GIVEN INSTRUCTION: Only lines holding the word "styles" should be copied from the material.
--- Start SOURCE EXCERPT ---
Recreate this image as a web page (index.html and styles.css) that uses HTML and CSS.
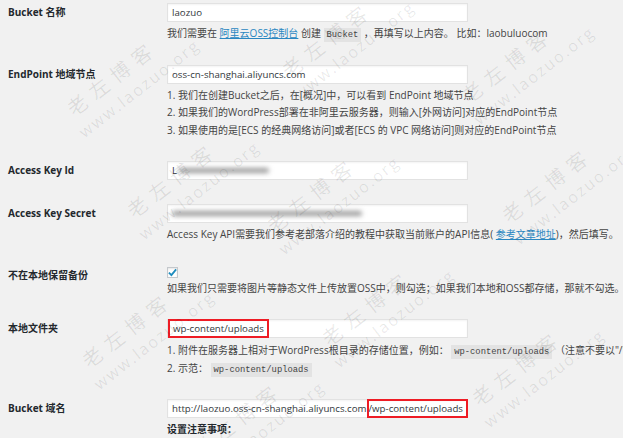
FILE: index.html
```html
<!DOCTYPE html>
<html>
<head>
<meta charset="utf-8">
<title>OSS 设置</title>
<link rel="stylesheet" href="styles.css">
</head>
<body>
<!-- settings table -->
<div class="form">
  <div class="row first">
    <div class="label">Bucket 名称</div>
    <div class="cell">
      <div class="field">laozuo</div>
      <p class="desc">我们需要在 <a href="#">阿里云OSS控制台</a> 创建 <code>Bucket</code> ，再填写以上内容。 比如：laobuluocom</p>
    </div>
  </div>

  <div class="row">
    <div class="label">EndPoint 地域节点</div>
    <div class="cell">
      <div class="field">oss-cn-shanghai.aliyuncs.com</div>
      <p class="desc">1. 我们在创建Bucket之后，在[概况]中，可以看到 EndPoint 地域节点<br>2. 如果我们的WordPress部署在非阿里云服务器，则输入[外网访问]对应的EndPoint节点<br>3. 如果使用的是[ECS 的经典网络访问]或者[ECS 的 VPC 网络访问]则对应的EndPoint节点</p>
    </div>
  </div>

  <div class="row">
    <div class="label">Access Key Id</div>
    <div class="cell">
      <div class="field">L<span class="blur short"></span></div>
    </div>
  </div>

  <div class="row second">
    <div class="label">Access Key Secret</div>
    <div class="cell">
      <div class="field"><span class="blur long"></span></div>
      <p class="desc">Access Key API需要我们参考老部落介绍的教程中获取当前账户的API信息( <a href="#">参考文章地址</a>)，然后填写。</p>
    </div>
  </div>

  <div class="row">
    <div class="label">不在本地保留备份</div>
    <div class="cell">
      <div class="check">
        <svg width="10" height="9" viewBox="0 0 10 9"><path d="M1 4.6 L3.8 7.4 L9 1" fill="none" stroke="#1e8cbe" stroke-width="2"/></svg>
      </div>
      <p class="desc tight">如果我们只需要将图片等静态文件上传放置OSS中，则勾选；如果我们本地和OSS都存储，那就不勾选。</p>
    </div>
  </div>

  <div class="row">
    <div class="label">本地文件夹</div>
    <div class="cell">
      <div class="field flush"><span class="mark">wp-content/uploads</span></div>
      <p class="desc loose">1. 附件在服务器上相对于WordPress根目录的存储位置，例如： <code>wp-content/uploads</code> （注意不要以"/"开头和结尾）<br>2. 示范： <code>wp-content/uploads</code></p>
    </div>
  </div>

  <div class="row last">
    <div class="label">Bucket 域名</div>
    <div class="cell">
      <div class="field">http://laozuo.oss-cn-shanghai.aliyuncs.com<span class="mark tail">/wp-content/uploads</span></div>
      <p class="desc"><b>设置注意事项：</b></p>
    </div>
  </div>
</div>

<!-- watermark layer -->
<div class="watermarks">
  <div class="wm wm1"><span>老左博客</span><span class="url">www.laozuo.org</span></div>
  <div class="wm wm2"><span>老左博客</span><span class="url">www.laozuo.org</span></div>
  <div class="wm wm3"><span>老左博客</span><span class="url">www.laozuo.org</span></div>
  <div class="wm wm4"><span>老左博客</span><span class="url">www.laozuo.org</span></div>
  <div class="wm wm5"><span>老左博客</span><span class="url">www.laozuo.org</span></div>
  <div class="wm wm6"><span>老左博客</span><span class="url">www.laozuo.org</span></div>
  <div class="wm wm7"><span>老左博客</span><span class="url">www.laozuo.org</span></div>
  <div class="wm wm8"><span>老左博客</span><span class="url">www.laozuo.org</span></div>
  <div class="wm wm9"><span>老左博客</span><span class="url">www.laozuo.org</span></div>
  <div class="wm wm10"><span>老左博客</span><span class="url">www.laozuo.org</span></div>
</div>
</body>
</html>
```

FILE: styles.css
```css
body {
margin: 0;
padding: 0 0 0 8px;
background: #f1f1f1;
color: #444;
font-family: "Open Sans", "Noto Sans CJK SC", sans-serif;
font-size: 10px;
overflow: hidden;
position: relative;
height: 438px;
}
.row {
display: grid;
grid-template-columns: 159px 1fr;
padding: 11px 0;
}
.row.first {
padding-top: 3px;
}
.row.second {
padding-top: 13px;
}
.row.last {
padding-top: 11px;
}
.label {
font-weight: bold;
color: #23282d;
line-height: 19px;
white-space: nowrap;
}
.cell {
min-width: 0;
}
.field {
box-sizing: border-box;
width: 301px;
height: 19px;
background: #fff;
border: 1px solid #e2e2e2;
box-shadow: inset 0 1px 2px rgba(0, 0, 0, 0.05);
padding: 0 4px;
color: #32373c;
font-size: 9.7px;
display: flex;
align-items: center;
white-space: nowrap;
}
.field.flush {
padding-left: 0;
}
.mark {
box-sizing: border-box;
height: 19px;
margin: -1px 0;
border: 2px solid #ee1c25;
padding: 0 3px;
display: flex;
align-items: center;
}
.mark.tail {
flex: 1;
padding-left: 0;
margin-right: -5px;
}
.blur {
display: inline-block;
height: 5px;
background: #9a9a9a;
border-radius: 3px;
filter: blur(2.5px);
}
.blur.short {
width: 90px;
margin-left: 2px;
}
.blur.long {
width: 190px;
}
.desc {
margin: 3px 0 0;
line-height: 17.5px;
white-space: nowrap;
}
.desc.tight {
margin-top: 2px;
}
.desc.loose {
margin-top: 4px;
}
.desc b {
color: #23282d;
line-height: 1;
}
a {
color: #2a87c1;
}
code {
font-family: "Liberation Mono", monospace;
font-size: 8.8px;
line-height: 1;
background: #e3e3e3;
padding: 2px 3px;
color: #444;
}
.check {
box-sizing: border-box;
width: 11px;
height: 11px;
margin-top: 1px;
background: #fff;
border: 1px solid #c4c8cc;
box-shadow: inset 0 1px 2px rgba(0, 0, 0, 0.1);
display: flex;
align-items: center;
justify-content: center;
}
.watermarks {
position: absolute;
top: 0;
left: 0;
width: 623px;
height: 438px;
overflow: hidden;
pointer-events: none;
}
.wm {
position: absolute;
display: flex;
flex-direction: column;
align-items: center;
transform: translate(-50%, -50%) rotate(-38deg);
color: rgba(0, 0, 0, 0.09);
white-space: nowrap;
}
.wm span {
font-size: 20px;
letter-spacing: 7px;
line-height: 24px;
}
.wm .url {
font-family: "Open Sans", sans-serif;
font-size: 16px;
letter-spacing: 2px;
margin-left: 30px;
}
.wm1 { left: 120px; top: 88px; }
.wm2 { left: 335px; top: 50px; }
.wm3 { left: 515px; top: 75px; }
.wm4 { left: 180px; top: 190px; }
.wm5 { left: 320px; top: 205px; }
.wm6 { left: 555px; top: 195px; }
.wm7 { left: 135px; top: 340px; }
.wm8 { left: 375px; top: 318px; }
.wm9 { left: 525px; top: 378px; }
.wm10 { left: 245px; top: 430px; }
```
--- End SOURCE EXCERPT ---
REPLY:
Recreate this image as a web page (index.html and styles.css) that uses HTML and CSS.
<link rel="stylesheet" href="styles.css">
FILE: styles.css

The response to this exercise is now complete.